My worry is that our gut intuitions about ethics stem ultimately from our evolutionary history, and AIs that don’t share our history will not come equipped with these intuitions. That might leave them unable to get started with evaluating the plausibility of a candidate for a theory of ethics. If I correctly understand the debate of the last 2 weeks, it’s about acknowledging that we will need to hard-wire these ethical intuitions into an AI (in our case, evolution took care of the job). The question was: what intuitions should the AI start with, and how should they be programmed in? What if they take our human intuitions to be ethically arbitrary, and simply reject them once they’ve become superintellingent? Can we (or they) make conceptual sense of better intuitions about ethics than our folk intuitions—and in virtue of what would they be better?

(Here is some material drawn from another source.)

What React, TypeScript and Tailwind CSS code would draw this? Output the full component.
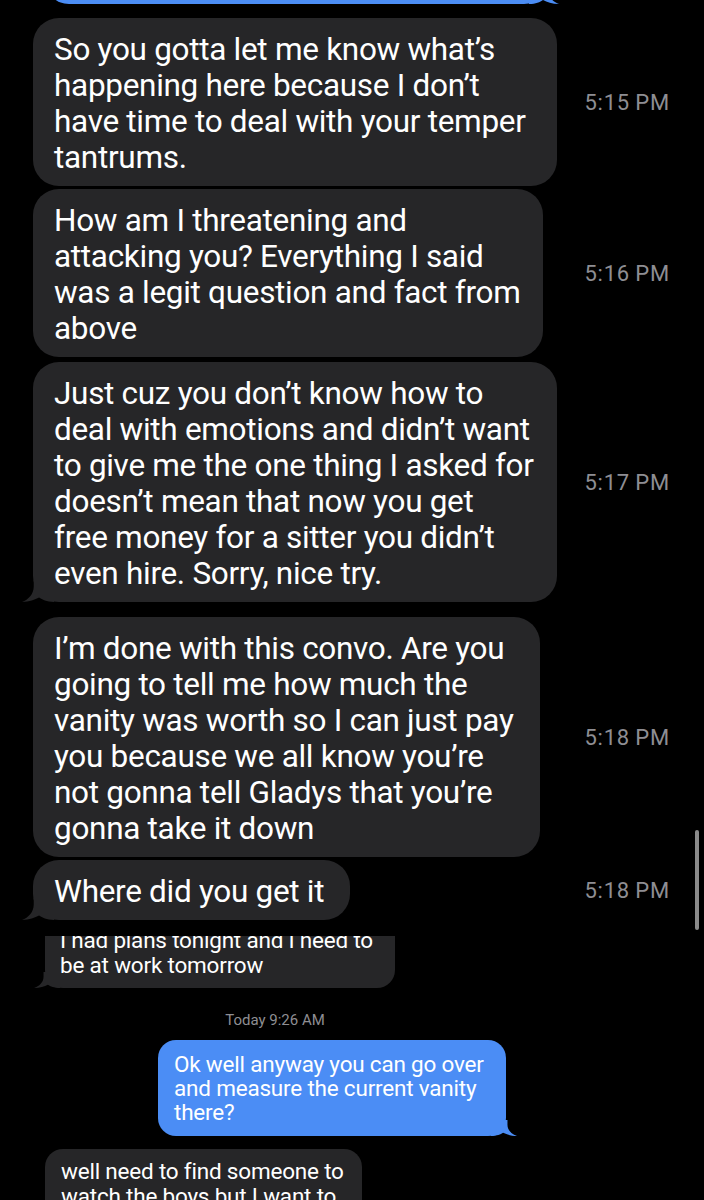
import React from "react";

function TailLeft({ color, size = 20 }: { color: string; size?: number }) {
  return (
    <svg
      className="absolute bottom-0 -left-[11px]"
      width={size + 10}
      height={size}
      viewBox="0 0 30 20"
      preserveAspectRatio="none"
    >
      <path d="M11 0 L11 6 C11 13 6 18 0 20 C7 20 12 18 16 16 C19 18 23 20 30 20 L30 0 Z" fill={color} />
    </svg>
  );
}

function TailRight({ color, size = 20 }: { color: string; size?: number }) {
  return (
    <svg
      className="absolute bottom-0 -right-[11px]"
      width={size + 10}
      height={size}
      viewBox="0 0 30 20"
      preserveAspectRatio="none"
    >
      <path d="M19 0 L19 6 C19 13 24 18 30 20 C23 20 18 18 14 16 C11 18 7 20 0 20 L0 0 Z" fill={color} />
    </svg>
  );
}

type Big = { lines: string[]; time: string; width: string; mt: string; tail?: boolean };

const bigMessages: Big[] = [
  {
    lines: [
      "So you gotta let me know what\u2019s",
      "happening here because I don\u2019t",
      "have time to deal with your temper",
      "tantrums.",
    ],
    time: "5:15\u2009PM",
    width: "w-[524px]",
    mt: "mt-[14px]",
  },
  {
    lines: [
      "How am I threatening and",
      "attacking you? Everything I said",
      "was a legit question and fact from",
      "above",
    ],
    time: "5:16\u2009PM",
    width: "w-[510px]",
    mt: "mt-[3px]",
  },
  {
    lines: [
      "Just cuz you don\u2019t know how to",
      "deal with emotions and didn\u2019t want",
      "to give me the one thing I asked for",
      "doesn\u2019t mean that now you get",
      "free money for a sitter you didn\u2019t",
      "even hire. Sorry, nice try.",
    ],
    time: "5:17\u2009PM",
    width: "w-[524px]",
    mt: "mt-[5px]",
    tail: true,
  },
  {
    lines: [
      "I\u2019m done with this convo. Are you",
      "going to tell me how much the",
      "vanity was worth so I can just pay",
      "you because we all know you\u2019re",
      "not gonna tell Gladys that you\u2019re",
      "gonna take it down",
    ],
    time: "5:18\u2009PM",
    width: "w-[507px]",
    mt: "mt-[15px]",
  },
  {
    lines: ["Where did you get it"],
    time: "5:18\u2009PM",
    width: "w-[317px]",
    mt: "mt-[3px]",
    tail: true,
  },
];

export default function App() {
  return (
    <div className="relative w-[704px] h-[1200px] overflow-hidden bg-black text-white font-['Roboto',sans-serif]">
      {/* top edge of the previous blue bubble */}
      <div className="h-[4px] overflow-hidden flex items-end pl-[45px]">
        <div className="relative w-[503px] h-[60px] shrink-0 bg-[#4b8df5] rounded-b-[24px]">
          <TailRight color="#4b8df5" />
        </div>
      </div>

      {/* enlarged part of the thread */}
      {bigMessages.map((m, i) => (
        <div key={i} className={`flex items-center ${m.mt}`}>
          <div className="flex-1 pl-[33px]">
            <div className={`relative ${m.width} bg-[#262628] rounded-[26px] pl-[21px] pt-[14px] pb-[10px]`}>
              {m.lines.map((l, j) => (
                <div key={j} className="whitespace-nowrap text-[31.5px] leading-[36px] tracking-[-0.3px]">
                  {l}
                </div>
              ))}
              {m.tail && <TailLeft color="#262628" size={22} />}
            </div>
          </div>
          <div className="w-[134px] pr-[34px] text-right text-[22px] tracking-[0.8px] text-[#8e8e93]">
            {m.time}
          </div>
        </div>
      ))}

      {/* smaller, stitched part */}
      <div className="mt-[16px] pl-[45px]">
        <div className="relative w-[350px] bg-[#262628] rounded-b-[18px] pl-[15px] pb-[10px]">
          <div className="overflow-hidden">
            <div className="-mt-[8px] text-[22.5px] leading-[25px] tracking-[-0.2px] whitespace-nowrap">
              <div>I had plans tonight and I need to</div>
              <div>be at work tomorrow</div>
            </div>
          </div>
          <TailLeft color="#262628" size={16} />
        </div>
      </div>

      <div className="w-[550px] mt-[21px] text-center text-[15px] text-[#8e8e93]">Today 9:26 AM</div>

      <div className="mt-[8px] pl-[158px]">
        <div className="relative w-[348px] bg-[#4b8df5] rounded-[18px] pl-[16px] pt-[12px] pb-[12px]">
          <div className="text-[22.5px] leading-[24px] tracking-[-0.2px] whitespace-nowrap">
            <div>Ok well anyway you can go over</div>
            <div>and measure the current vanity</div>
            <div>there?</div>
          </div>
          <TailRight color="#4b8df5" size={16} />
        </div>
      </div>

      <div className="mt-[13px] pl-[45px]">
        <div className="relative w-[317px] bg-[#262628] rounded-[18px] pl-[16px] pt-[10px] pb-[10px]">
          <div className="text-[22.5px] leading-[25px] tracking-[-0.2px] whitespace-nowrap">
            <div>well need to find someone to</div>
            <div>watch the boys but I want to</div>
          </div>
        </div>
      </div>

      {/* scroll indicator */}
      <div className="absolute left-[695px] top-[830px] w-[4px] h-[100px] rounded-full bg-[#8a8a8a]" />
    </div>
  );
}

We had better care about the content of objective morality—which is to say, we should all try to match our values to the correct values, even if the latter are difficult to figure out. And I certainly want any AI to feel the same way. Never should they be told: Don’t worry about what’s actually right, just act so-and-so. Becoming superintelligent might not be possible without deliberation about what’s actually right, and the AI would ideally have some sort of scaffolding for that kind of deliberation. A superintelligence will inevitably ask “why should I do what you tell me?” and we better have an answer in terms that make sense to the AI. But if it asks: “Why are you so confident that your meatbag folk intuitions about ethics are actually right?” that will be a hard thing to answer to anyone’s satisfaction. Still, I don’t know another way forward.